I want to allocate device memory once and reuse it for each image that I want to analyze to avoid memory allocation time each time an image needs analyzing. What I have working is equivalent to this:
MyClass.h
class MyClass
{
public:
MyClass();
~MyClass();
int AnalyzeImage(unsigned char * image);
private:
unsigned char * m_ucDevImage;
};
MyClass.cpp
#include "GPUAnalyze.h"
MyClass::MyClass()
{
GPUInit(&m_ucDevImage);
}
MyClass::~MyClass()
{
GPUDestroy(m_ucDevImage);
}
int MyClass::AnalyzeImage(unsigned char * image)
{
GPUAnalyze(image,m_ucDevImage);
}
GPUAnalyze.h
void GPUInit(unsigned char ** img);
void GPUDestroy(unsigned char * img);
int GPUAnalyze(unsigned char * img, unsigned char * devImg);
GPUAnalyze.cu
void GPUInit(unsigned char ** img)
{
cudaMalloc((void**)img,1024*1024);
}
void GPUDestroy(unsigned char * img)
{
cudaFree(img);
}
int GPUAnalyze(unsigned char * img, unsigned char * devImg)
{
if ((cudaMemcpy(devImg,img,IMG_SIZE,cudaMemcpyHostToDevice)) != cudaSuccess)
{
printf("Unable to copy image to device\n");
CUDAErrorDetails(cudaGetLastError());
}
// analyze image here
return 0;
}
The first time GPUAnalyze is called, the cudaMemcpy works fine.
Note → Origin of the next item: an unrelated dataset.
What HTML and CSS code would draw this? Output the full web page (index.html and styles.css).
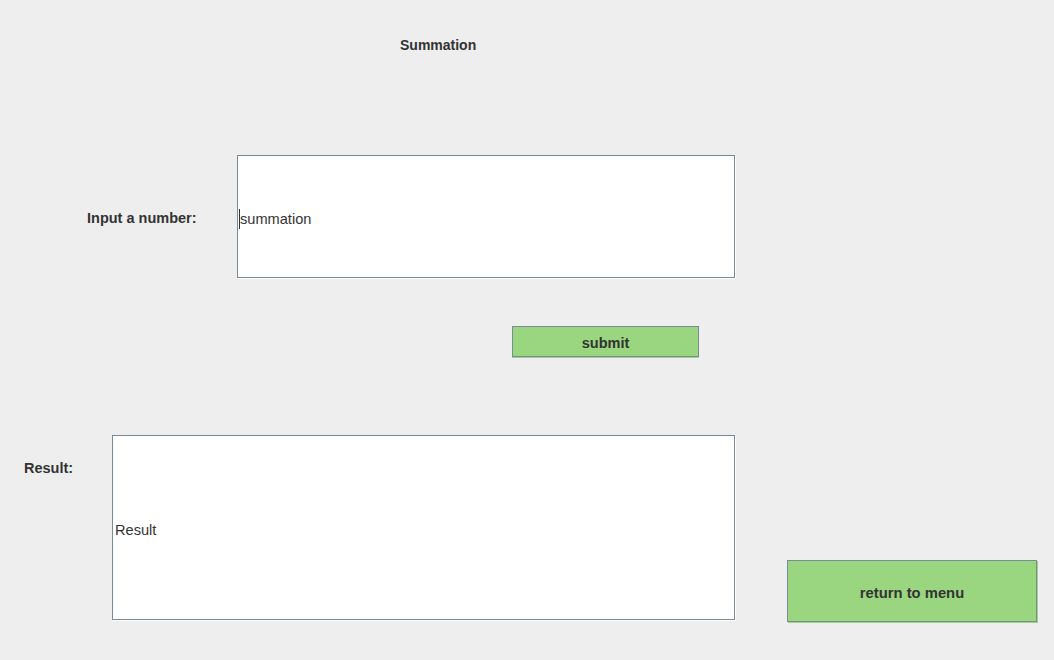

All subsequent calls fail with cudaErrorInvalidDevicePointer. If I use a global unsigned char * in place of the MyClass::m_ucDevImage member, the system works fine. The value of the MyClass::m_ucDevImage member does not appear to change in between each of the calls to GPUAnalyze(). Any thoughts are appreciated. Thanks a bunch!
-Bryan